*Problem to solve*. Report how many lines below contain the word "image". Give only the number.

*Data extract*.
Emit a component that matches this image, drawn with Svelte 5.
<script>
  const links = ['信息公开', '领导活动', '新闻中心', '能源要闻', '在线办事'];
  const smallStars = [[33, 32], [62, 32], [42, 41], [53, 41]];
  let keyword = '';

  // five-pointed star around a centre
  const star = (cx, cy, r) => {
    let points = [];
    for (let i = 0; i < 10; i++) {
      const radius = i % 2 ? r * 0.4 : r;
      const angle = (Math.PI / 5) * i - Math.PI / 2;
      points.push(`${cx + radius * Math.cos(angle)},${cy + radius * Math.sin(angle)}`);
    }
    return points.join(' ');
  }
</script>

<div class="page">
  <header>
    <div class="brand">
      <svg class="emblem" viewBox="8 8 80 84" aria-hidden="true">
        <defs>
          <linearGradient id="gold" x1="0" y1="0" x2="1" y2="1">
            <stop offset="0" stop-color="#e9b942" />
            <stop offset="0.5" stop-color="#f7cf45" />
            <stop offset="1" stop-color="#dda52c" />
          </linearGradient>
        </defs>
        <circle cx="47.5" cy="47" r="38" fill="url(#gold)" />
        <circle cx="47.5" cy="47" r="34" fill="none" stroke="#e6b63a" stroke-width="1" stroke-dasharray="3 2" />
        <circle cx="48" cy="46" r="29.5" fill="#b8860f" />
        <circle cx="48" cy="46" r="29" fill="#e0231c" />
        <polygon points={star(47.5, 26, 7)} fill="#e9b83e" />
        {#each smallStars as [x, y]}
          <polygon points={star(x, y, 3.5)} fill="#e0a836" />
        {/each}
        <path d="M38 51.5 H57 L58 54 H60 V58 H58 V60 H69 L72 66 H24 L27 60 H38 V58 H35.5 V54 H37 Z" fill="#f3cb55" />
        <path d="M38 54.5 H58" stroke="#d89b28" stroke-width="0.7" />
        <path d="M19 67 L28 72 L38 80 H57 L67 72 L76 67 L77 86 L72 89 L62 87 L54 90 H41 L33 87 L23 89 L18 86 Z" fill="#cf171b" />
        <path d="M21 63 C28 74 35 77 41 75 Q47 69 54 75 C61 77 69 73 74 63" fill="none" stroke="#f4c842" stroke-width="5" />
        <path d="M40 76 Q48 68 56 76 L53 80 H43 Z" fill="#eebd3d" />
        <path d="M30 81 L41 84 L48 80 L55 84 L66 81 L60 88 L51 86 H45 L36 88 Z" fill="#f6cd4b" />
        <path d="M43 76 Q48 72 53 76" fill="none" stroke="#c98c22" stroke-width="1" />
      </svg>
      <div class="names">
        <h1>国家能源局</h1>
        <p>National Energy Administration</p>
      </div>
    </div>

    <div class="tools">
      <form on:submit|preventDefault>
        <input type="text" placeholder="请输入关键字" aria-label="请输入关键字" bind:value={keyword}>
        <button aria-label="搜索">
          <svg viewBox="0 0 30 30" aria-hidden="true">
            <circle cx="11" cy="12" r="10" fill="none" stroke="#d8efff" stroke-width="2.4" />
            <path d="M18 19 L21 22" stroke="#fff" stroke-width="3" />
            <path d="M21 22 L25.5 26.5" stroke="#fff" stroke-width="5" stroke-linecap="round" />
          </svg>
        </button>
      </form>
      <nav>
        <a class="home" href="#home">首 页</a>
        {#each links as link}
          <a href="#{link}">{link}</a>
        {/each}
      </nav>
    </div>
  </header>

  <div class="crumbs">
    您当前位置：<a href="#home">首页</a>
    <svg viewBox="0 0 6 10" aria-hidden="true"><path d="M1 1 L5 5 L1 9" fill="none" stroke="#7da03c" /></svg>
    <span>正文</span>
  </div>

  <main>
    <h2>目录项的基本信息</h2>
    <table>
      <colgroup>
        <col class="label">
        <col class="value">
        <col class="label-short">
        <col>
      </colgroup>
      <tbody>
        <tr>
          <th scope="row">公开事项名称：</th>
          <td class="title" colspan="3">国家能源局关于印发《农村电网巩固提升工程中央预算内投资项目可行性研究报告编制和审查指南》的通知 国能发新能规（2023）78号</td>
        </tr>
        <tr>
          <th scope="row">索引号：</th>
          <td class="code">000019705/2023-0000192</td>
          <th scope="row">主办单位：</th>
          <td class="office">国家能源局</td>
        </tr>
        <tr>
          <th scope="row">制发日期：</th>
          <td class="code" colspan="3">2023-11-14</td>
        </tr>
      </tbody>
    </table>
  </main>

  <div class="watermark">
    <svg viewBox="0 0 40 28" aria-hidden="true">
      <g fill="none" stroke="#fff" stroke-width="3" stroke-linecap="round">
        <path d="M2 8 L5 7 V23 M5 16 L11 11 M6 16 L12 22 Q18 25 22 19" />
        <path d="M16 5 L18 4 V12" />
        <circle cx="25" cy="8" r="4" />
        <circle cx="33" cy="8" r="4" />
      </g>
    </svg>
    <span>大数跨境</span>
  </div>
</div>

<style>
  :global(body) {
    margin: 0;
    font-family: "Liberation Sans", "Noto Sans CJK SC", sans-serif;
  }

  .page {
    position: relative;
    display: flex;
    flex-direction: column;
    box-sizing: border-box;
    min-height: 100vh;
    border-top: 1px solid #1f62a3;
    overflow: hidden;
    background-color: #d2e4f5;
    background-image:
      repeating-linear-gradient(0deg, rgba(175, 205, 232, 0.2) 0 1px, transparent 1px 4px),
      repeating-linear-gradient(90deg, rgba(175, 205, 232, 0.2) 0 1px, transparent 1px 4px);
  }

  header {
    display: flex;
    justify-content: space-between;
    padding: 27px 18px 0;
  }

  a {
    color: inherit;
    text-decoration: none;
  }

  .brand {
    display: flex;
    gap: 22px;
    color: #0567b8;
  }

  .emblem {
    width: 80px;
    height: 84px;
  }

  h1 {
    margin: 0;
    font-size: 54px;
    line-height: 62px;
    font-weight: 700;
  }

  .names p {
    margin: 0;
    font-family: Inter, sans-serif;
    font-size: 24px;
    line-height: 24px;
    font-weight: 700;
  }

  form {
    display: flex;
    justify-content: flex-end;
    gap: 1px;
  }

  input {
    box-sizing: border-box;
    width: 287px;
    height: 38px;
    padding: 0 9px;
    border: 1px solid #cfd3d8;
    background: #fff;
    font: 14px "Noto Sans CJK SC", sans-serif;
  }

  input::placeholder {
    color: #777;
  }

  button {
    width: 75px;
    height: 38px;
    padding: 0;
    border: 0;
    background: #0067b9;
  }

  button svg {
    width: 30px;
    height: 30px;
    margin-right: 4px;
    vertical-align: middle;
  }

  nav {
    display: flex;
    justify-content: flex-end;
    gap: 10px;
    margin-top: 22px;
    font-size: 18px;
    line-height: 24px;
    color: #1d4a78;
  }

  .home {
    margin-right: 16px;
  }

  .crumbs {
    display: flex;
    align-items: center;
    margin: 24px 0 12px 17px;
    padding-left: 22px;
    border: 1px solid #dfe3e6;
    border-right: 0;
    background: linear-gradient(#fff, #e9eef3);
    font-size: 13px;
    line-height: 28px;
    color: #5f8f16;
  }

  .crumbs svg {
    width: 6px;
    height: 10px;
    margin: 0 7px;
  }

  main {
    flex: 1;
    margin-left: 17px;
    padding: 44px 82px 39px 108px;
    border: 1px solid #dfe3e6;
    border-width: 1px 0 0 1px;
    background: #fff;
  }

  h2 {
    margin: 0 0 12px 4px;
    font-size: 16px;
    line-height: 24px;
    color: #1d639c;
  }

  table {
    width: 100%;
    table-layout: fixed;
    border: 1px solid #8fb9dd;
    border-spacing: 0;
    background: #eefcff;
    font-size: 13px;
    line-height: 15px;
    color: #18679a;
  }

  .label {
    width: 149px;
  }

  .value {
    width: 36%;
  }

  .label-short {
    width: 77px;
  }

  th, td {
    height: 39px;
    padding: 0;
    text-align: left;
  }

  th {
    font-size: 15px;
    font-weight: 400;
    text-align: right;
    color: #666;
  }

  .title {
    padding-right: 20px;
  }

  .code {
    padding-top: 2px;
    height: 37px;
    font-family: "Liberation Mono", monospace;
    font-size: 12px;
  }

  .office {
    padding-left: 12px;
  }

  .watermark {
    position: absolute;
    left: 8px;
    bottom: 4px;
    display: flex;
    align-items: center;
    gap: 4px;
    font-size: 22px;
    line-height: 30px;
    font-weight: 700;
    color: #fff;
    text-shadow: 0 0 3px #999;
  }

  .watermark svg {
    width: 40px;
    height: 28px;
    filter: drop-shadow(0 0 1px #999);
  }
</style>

*Expected answer*. 2